▶ [Required work]: Restate each line of the listing exactly, without carrying over any pictures.

## BEGIN

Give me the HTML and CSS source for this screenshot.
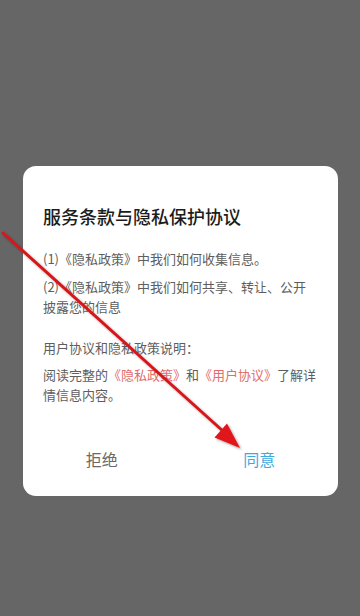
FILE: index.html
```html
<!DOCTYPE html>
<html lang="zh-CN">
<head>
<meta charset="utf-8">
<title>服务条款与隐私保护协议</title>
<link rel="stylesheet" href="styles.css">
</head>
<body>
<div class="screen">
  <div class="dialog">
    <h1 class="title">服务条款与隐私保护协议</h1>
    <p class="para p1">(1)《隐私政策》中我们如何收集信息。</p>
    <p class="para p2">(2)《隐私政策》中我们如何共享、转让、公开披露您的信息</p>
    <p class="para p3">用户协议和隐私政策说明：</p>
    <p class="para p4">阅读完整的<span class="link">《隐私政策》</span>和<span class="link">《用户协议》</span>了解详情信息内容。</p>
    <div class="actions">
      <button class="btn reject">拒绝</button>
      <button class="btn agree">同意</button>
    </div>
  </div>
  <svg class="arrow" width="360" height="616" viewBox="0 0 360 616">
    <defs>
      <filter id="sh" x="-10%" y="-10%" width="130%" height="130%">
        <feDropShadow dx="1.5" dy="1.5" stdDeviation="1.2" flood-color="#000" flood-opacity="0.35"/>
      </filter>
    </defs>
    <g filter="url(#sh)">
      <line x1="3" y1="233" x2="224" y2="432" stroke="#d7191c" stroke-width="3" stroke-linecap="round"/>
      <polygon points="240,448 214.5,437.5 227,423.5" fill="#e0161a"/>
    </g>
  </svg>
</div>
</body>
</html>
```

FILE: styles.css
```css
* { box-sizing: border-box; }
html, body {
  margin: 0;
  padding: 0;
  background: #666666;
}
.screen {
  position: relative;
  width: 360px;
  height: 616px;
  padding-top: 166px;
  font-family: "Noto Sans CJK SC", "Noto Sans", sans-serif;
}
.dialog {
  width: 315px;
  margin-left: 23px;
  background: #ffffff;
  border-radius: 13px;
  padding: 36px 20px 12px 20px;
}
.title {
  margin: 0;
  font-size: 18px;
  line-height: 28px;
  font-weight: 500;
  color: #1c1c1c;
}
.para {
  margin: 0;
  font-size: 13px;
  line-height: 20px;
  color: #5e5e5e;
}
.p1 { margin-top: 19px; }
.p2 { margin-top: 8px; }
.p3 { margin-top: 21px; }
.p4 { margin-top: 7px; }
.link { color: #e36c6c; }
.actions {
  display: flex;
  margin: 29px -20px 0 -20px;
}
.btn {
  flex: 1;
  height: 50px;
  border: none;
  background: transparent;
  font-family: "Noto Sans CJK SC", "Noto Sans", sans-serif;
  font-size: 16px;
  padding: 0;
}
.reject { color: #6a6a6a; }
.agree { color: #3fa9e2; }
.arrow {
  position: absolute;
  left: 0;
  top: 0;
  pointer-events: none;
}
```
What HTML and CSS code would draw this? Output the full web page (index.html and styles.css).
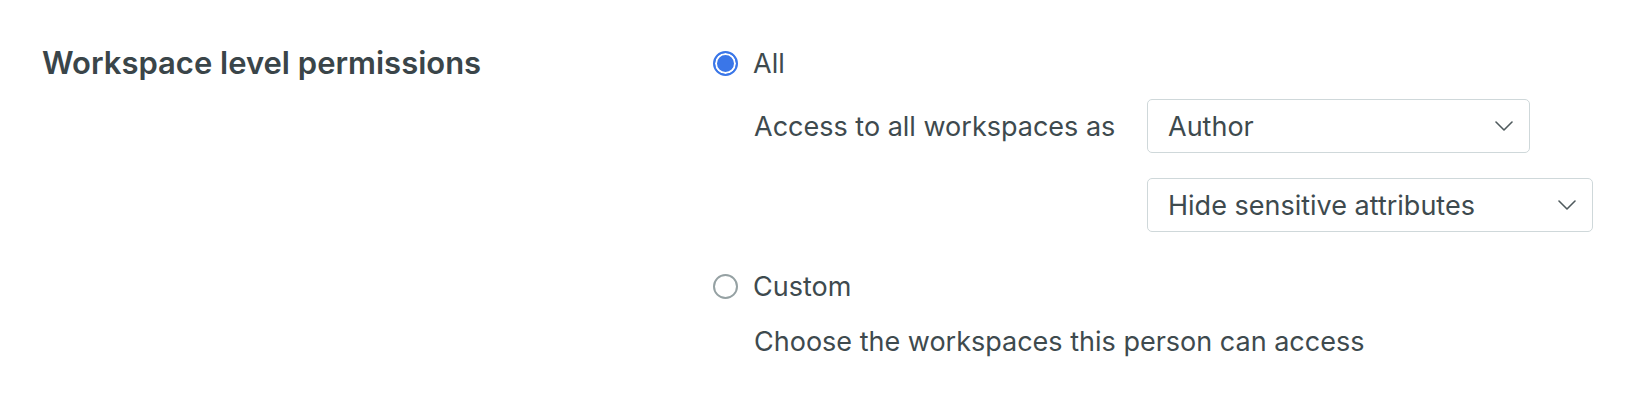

## END

▶ [Exercise output]:
Give me the HTML and CSS source for this screenshot.
FILE: index.html
```html
<!DOCTYPE html>
<html lang="zh-CN">
<head>
<meta charset="utf-8">
<title>服务条款与隐私保护协议</title>
<link rel="stylesheet" href="styles.css">
</head>
<body>
<div class="screen">
  <div class="dialog">
    <h1 class="title">服务条款与隐私保护协议</h1>
    <p class="para p1">(1)《隐私政策》中我们如何收集信息。</p>
    <p class="para p2">(2)《隐私政策》中我们如何共享、转让、公开披露您的信息</p>
    <p class="para p3">用户协议和隐私政策说明：</p>
    <p class="para p4">阅读完整的<span class="link">《隐私政策》</span>和<span class="link">《用户协议》</span>了解详情信息内容。</p>
    <div class="actions">
      <button class="btn reject">拒绝</button>
      <button class="btn agree">同意</button>
    </div>
  </div>
  <svg class="arrow" width="360" height="616" viewBox="0 0 360 616">
    <defs>
      <filter id="sh" x="-10%" y="-10%" width="130%" height="130%">
        <feDropShadow dx="1.5" dy="1.5" stdDeviation="1.2" flood-color="#000" flood-opacity="0.35"/>
      </filter>
    </defs>
    <g filter="url(#sh)">
      <line x1="3" y1="233" x2="224" y2="432" stroke="#d7191c" stroke-width="3" stroke-linecap="round"/>
      <polygon points="240,448 214.5,437.5 227,423.5" fill="#e0161a"/>
    </g>
  </svg>
</div>
</body>
</html>
```

FILE: styles.css
```css
* { box-sizing: border-box; }
html, body {
  margin: 0;
  padding: 0;
  background: #666666;
}
.screen {
  position: relative;
  width: 360px;
  height: 616px;
  padding-top: 166px;
  font-family: "Noto Sans CJK SC", "Noto Sans", sans-serif;
}
.dialog {
  width: 315px;
  margin-left: 23px;
  background: #ffffff;
  border-radius: 13px;
  padding: 36px 20px 12px 20px;
}
.title {
  margin: 0;
  font-size: 18px;
  line-height: 28px;
  font-weight: 500;
  color: #1c1c1c;
}
.para {
  margin: 0;
  font-size: 13px;
  line-height: 20px;
  color: #5e5e5e;
}
.p1 { margin-top: 19px; }
.p2 { margin-top: 8px; }
.p3 { margin-top: 21px; }
.p4 { margin-top: 7px; }
.link { color: #e36c6c; }
.actions {
  display: flex;
  margin: 29px -20px 0 -20px;
}
.btn {
  flex: 1;
  height: 50px;
  border: none;
  background: transparent;
  font-family: "Noto Sans CJK SC", "Noto Sans", sans-serif;
  font-size: 16px;
  padding: 0;
}
.reject { color: #6a6a6a; }
.agree { color: #3fa9e2; }
.arrow {
  position: absolute;
  left: 0;
  top: 0;
  pointer-events: none;
}
```
What HTML and CSS code would draw this? Output the full web page (index.html and styles.css).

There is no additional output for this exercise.